BRIEF: Every line of the data that contains the string "down" must be copied.
— Begin SOURCE EXCERPT —
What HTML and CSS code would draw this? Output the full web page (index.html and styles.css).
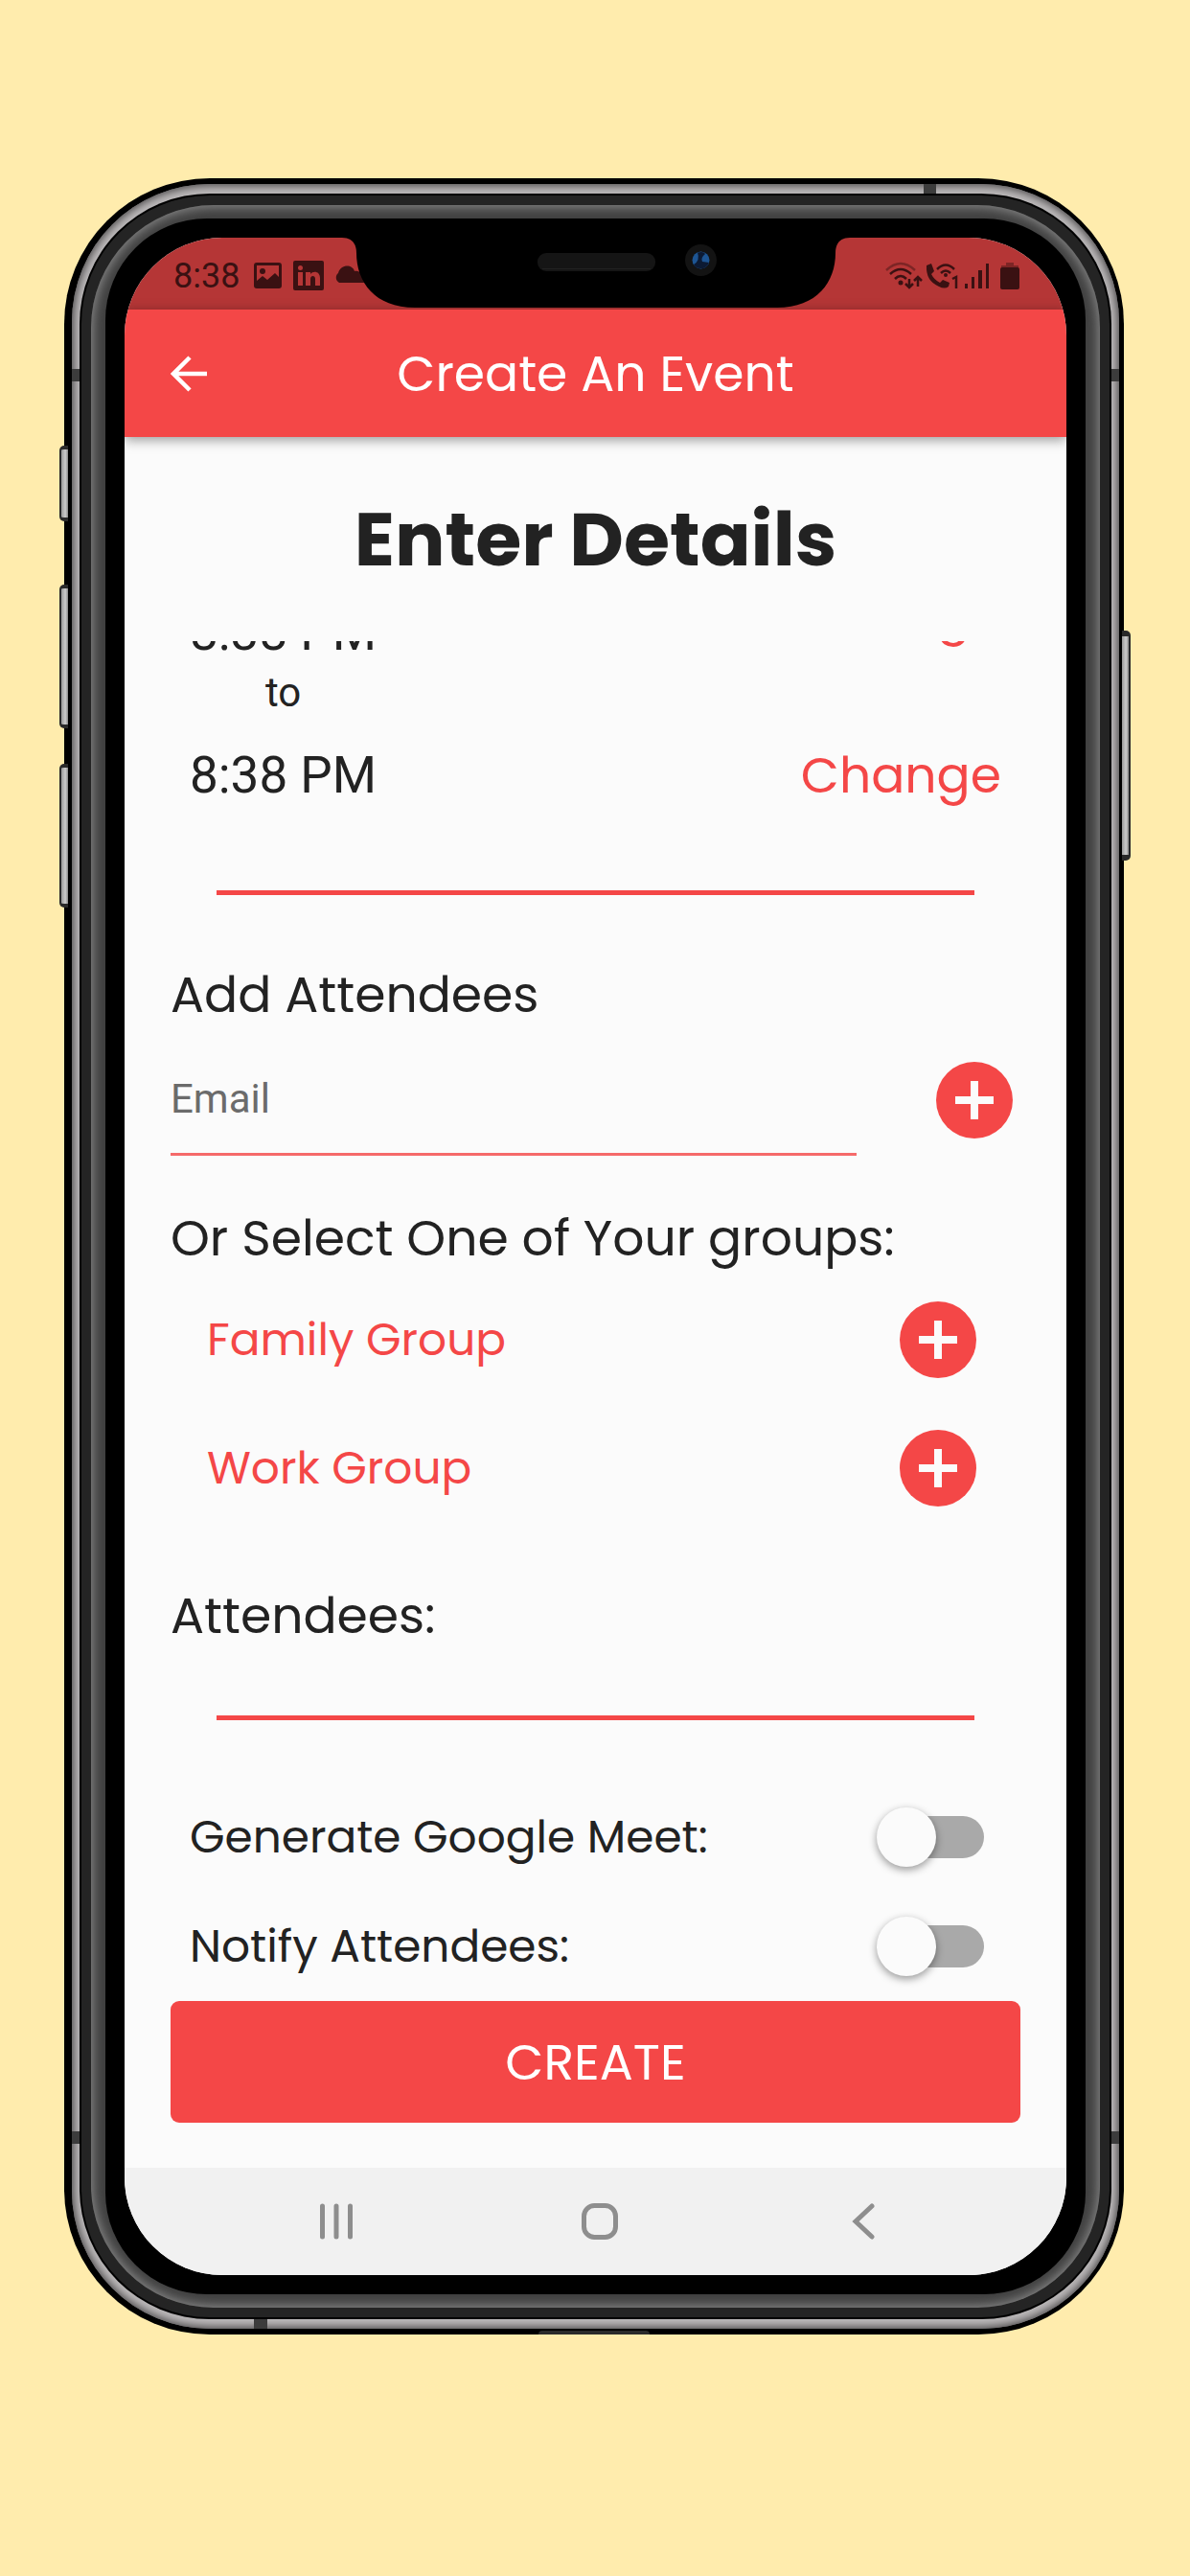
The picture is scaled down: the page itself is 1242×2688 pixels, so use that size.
FILE: index.html
```html
<!DOCTYPE html>
<html lang="en">
<head>
<meta charset="utf-8">
<meta name="viewport" content="width=device-width, initial-scale=1">
<title>Create An Event</title>
<link rel="stylesheet" href="styles.css">
</head>
<body>
<div class="phone">
  <div class="shell">
    <span class="antenna antenna-left antenna-high"></span>
    <span class="antenna antenna-left antenna-low"></span>
    <span class="antenna antenna-right antenna-high"></span>
    <span class="antenna antenna-right antenna-low"></span>
    <span class="antenna antenna-top"></span>
    <span class="antenna antenna-bottom"></span>
    <span class="port"></span>
    <div class="rim"><div class="edge"><div class="band"><div class="bevel"><div class="glass">
      <div class="screen">
        <svg class="notch" viewBox="0 0 530 73" aria-hidden="true">
          <path d="M0 0C10 0 15 6 15 16C15 46 34 73 76 73H454C496 73 515 46 515 16C515 6 520 0 530 0Z" fill="#000"/>
          <rect x="204" y="16" width="123" height="19" rx="9" fill="#151515"/>
          <path d="M209 32.500H322" stroke="#222" stroke-width="1"/>
          <circle cx="374.500" cy="23.500" r="16.500" fill="#131313"/>
          <circle cx="374.500" cy="23.500" r="9" fill="#1d5593"/>
          <path d="M371 15.500Q378 14 379 17Q374 21 376 25L383 26Q380 33 374 32Q369 32 367 28Q374 24 371 15.500Z" fill="#0c1a33"/>
        </svg>
        <div class="status">
          <span class="clock">8:38</span>
          <svg class="status-left" viewBox="0 0 116 34" aria-hidden="true">
            <path fill-rule="evenodd" d="M3 3H26Q29 3 29 6V27Q29 30 26 30H3Q0 30 0 27V6Q0 3 3 3ZM3 6V22L9 17L14 21L22 14L26 18V6Z"/>
            <circle cx="9" cy="12" r="3"/>
            <rect x="41" y="1" width="32" height="31" rx="2"/>
            <g class="cutout"><circle cx="48.500" cy="8.500" r="2.500"/><path d="M46 13H51V27H46ZM54 13H59V15C62 11 69 12 69 19V27H64V20C64 16 59 16 59 20V27H54Z"/></g>
            <path d="M89 24A6 6 0 0 1 88 14C91 4 103 5 105 12C110 11 114 14 115 24Z"/>
          </svg>
          <svg class="status-right" viewBox="0 0 140 32" aria-hidden="true">
            <g fill="none" stroke="currentColor" stroke-width="2.500">
              <path opacity=".45" d="M1 10Q16-4 31 10"/>
              <path d="M5 14Q16 4 27 14"/>
              <path d="M10 19Q16 13 22 19"/>
              <path d="M25 19V27M21 24L25 28L29 24M34 27V18M30 21L34 17L38 21"/>
              <path d="M54 9Q63 0 72 9"/>
              <path d="M58 13Q63 8 68 13"/>
              <path d="M70 19L74 17V29"/>
            </g>
            <circle cx="16" cy="23" r="2.500"/><circle cx="63" cy="15" r="2"/>
            <path d="M43 5L48 3L51 11L48 14Q51 20 57 23L60 20L67 23L66 27Q62 30 56 27Q42 21 43 5Z"/>
            <path d="M83 24H86V29H83ZM90 17H93V29H90ZM97 10H101V29H97ZM105 3H108V29H105Z"/>
            <path opacity=".45" d="M126 2H134V5H139V8H121V5H126Z"/>
            <rect x="120" y="7" width="20" height="23" rx="2"/>
          </svg>
        </div>
        <header class="appbar">
          <button class="back" type="button" aria-label="Back">
            <svg viewBox="0 0 38 38" aria-hidden="true"><path d="M38 19H4M20 2L3 19L20 36" fill="none" stroke="currentColor" stroke-width="4.500"/></svg>
          </button>
          <h1 class="title">Create An Event</h1>
        </header>
        <h2 class="heading">Enter Details</h2>
        <form class="form">
          <div class="fields">
            <div class="time-row time-start">
              <div class="time-stack"><span class="time">8:38 PM</span><span class="to">to</span></div>
              <button class="change" type="button">Change</button>
            </div>
            <div class="time-row time-end">
              <span class="time">8:38 PM</span>
              <button class="change" type="button">Change</button>
            </div>
            <hr class="divider">
            <h3 class="label">Add Attendees</h3>
            <div class="email-row">
              <input class="email" type="email" placeholder="Email" aria-label="Email">
              <button class="add" type="button" aria-label="Add attendee"><svg viewBox="0 0 40 40" aria-hidden="true"><path d="M20 0V40M0 20H40" stroke="currentColor" stroke-width="8"/></svg></button>
            </div>
            <h3 class="label label-groups">Or Select One of Your groups:</h3>
            <div class="group-row">
              <span class="group">Family Group</span>
              <button class="add" type="button" aria-label="Add Family Group"><svg viewBox="0 0 40 40" aria-hidden="true"><path d="M20 0V40M0 20H40" stroke="currentColor" stroke-width="8"/></svg></button>
            </div>
            <div class="group-row">
              <span class="group">Work Group</span>
              <button class="add" type="button" aria-label="Add Work Group"><svg viewBox="0 0 40 40" aria-hidden="true"><path d="M20 0V40M0 20H40" stroke="currentColor" stroke-width="8"/></svg></button>
            </div>
            <h3 class="label label-list">Attendees:</h3>
            <hr class="divider">
            <div class="switch-row">
              <label for="meet">Generate Google Meet:</label>
              <input class="switch" id="meet" type="checkbox" role="switch">
            </div>
            <div class="switch-row">
              <label for="notify">Notify Attendees:</label>
              <input class="switch" id="notify" type="checkbox" role="switch">
            </div>
          </div>
          <button class="create" type="submit">CREATE</button>
        </form>
        <nav class="navbar" aria-label="System">
          <button type="button" aria-label="Recent apps"><svg viewBox="0 0 38 38" aria-hidden="true"><path d="M4.500 3V35M19 3V35M33.500 3V35"/></svg></button>
          <button type="button" aria-label="Home"><svg viewBox="0 0 38 38" aria-hidden="true"><rect x="2.500" y="2.500" width="33" height="33" rx="11"/></svg></button>
          <button type="button" aria-label="Back"><svg viewBox="0 0 38 38" aria-hidden="true"><path d="M28 3L11 19L28 35"/></svg></button>
        </nav>
      </div>
    </div></div></div></div></div>
  </div>
  <span class="key key-mute"></span>
  <span class="key key-up"></span>
  <span class="key key-down"></span>
  <span class="key key-power"></span>
</div>
</body>
</html>
```
FILE: styles.css
```css
:root {
  --red: #f44747;
  --ink: #222;
  --brand: Poppins, Inter, "Open Sans", sans-serif;
  --system: Roboto, "Open Sans", sans-serif;
}

* { box-sizing: border-box; margin: 0; }

body {
  display: flex;
  height: 100vh;
  padding: 186px 69px 252px 67px;
  background: #ffecad;
  color: var(--ink);
  font-family: var(--brand);
}

button {
  padding: 0;
  border: 0;
  background: none;
  color: inherit;
  font: inherit;
  cursor: pointer;
}

/* Handset */
.phone, .shell, .rim, .edge, .band, .bevel, .glass, .screen {
  display: flex;
  flex: 1;
  min-width: 0;
  min-height: 0;
}
.phone, .shell { position: relative; }
.shell { padding: 6px 5px 6px 8px; border-radius: 152px; background: #000; }
.rim { padding: 10px 8px; border-radius: 144px; background: #bcb9ba; box-shadow: inset 0 0 9px 2px #4a4849; }
.edge { padding: 2px; border-radius: 136px; background: #000; }
.band { padding: 10px; border-radius: 134px; background: #242424; }
.bevel { padding: 14px 15px; border-radius: 128px; background: #404040; box-shadow: inset 0 0 12px 2px #8a8a8a; }
.glass { padding: 20px; border-radius: 106px; background: #000; }
.screen {
  position: relative;
  flex-direction: column;
  overflow: hidden;
  border-radius: 102px;
  background: #fbfbfb;
}

.key {
  position: absolute;
  left: -5px;
  width: 9px;
  border: solid #2a2a2a;
  border-width: 4px 0 4px 2px;
  border-radius: 5px 0 0 5px;
  background: linear-gradient(90deg, #999, #ccc 60%, #888);
}
.key-mute { top: 279px; height: 79px; }
.key-up { top: 424px; height: 150px; }
.key-down { top: 611px; height: 150px; }
.key-power {
  top: 472px;
  right: -7px;
  left: auto;
  height: 240px;
  border-width: 6px 2px 6px 0;
  border-radius: 0 5px 5px 0;
}

.antenna { position: absolute; background: #3c3c3c; }
.antenna-left { left: 8px; width: 8px; height: 13px; }
.antenna-right { right: 5px; width: 8px; height: 13px; }
.antenna-high { top: 199px; }
.antenna-low { bottom: 199px; }
.antenna-top { top: 6px; right: 196px; width: 13px; height: 10px; }
.antenna-bottom { bottom: 6px; left: 198px; width: 14px; height: 10px; }
.port {
  position: absolute;
  bottom: 0;
  left: calc(50% - 58px);
  width: 116px;
  height: 4px;
  border-radius: 6px 6px 0 0;
  background: #2b2b2b;
}

.notch { position: absolute; top: 0; left: calc(50% - 265px); width: 530px; height: 73px; }

/* System bars */
.status {
  display: flex;
  flex: none;
  align-items: center;
  height: 75px;
  padding: 4px 49px 0 51px;
  background: #b53636;
  color: #3a1112;
  font: 36px/40px var(--system);
}
.status svg { fill: currentColor; }
.status-left { width: 116px; height: 34px; margin-left: 15px; }
.status-left .cutout { fill: #b53636; }
.status-right { width: 140px; height: 32px; margin-left: auto; }

.navbar {
  display: flex;
  flex: none;
  align-items: center;
  justify-content: center;
  gap: 237px;
  height: 112px;
  padding-left: 8px;
  background: #f1f1f1;
  color: #8e8e8e;
}
.navbar button, .navbar svg { display: block; width: 38px; height: 38px; }
.navbar svg { fill: none; stroke: currentColor; stroke-width: 5px; stroke-linecap: round; }

/* App */
.appbar {
  display: grid;
  flex: none;
  grid-template-columns: 38px 1fr 38px;
  align-items: center;
  height: 133px;
  padding: 0 48px;
  background: var(--red);
  box-shadow: 0 3px 12px rgb(0 0 0 / 40%);
  color: #fff;
}
.back, .back svg { display: block; width: 38px; height: 38px; }
.title { font-size: 52px; line-height: 78px; font-weight: 400; text-align: center; }

.heading {
  flex: none;
  padding: 46px 48px;
  font-size: 78px;
  line-height: 121px;
  font-weight: 700;
  text-align: center;
}

.form {
  display: flex;
  flex: 1;
  flex-direction: column;
  min-height: 0;
  padding: 0 48px 47px;
}
/* Scrolled to its end, so the first row is cut by the top edge. */
.fields {
  display: flex;
  flex: 1;
  flex-direction: column;
  justify-content: flex-end;
  min-height: 0;
  margin: 0 -48px;
  padding: 0 48px;
  overflow: hidden;
}
.fields > * { flex: none; }

.time-row { display: flex; justify-content: space-between; padding: 0 20px; }
.time-start { align-items: flex-start; }
.time-end { align-items: center; height: 110px; }
.time-stack { display: flex; flex-direction: column; align-items: center; padding: 17px 0 7px; }
.time { font: 53px/78px var(--system); }
.to { font: 42px/48px var(--system); }
.change { color: var(--red); font-size: 52px; line-height: 78px; }

.divider { height: 5px; margin: 65px 48px; border: 0; background: var(--red); }
.label { font-size: 52px; line-height: 78px; font-weight: 400; }
.label-groups { margin-top: 47px; }
.label-list { margin-top: 48px; }

.email-row {
  display: flex;
  align-items: center;
  justify-content: space-between;
  gap: 83px;
  height: 116px;
  margin-top: 13px;
  padding-right: 8px;
}
.email {
  flex: 1;
  min-width: 0;
  height: 116px;
  padding: 0;
  border: 0;
  border-bottom: 3px solid #f56a6a;
  border-radius: 0;
  outline: 0;
  background: none;
  color: var(--ink);
  font: 42px/48px var(--system);
}
.email::placeholder { color: #6b6b6b; opacity: 1; }

.add {
  display: grid;
  flex: none;
  place-items: center;
  width: 80px;
  height: 80px;
  border-radius: 50%;
  background: var(--red);
  color: #fbfbfb;
}
.add svg { width: 40px; height: 40px; }

.group-row {
  display: flex;
  align-items: center;
  justify-content: space-between;
  height: 134px;
  padding: 0 46px 0 38px;
  color: var(--red);
  font-size: 47px;
  line-height: 72px;
}

.switch-row {
  display: flex;
  align-items: center;
  justify-content: space-between;
  height: 114px;
  padding: 0 38px 0 20px;
  font-size: 47px;
  line-height: 72px;
}
.switch {
  display: flex;
  align-items: center;
  width: 97px;
  height: 44px;
  border-radius: 22px;
  appearance: none;
  background: #a9a9a9;
}
.switch::before {
  flex: none;
  width: 62px;
  height: 62px;
  margin-left: -15px;
  border-radius: 50%;
  background: #fbfbfb;
  box-shadow: 0 3px 8px rgb(0 0 0 / 40%);
  content: "";
}
.switch:checked { justify-content: flex-end; background: #f9a3a3; }
.switch:checked::before { margin: 0 -15px 0 0; background: var(--red); }

.create {
  flex: none;
  height: 127px;
  border-radius: 9px;
  background: var(--red);
  color: #fff;
  font-size: 52px;
  line-height: 78px;
}
```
— End SOURCE EXCERPT —
CORRECT ANSWER:
The picture is scaled down: the page itself is 1242×2688 pixels, so use that size.
  <span class="key key-down"></span>
.key-down { top: 611px; height: 150px; }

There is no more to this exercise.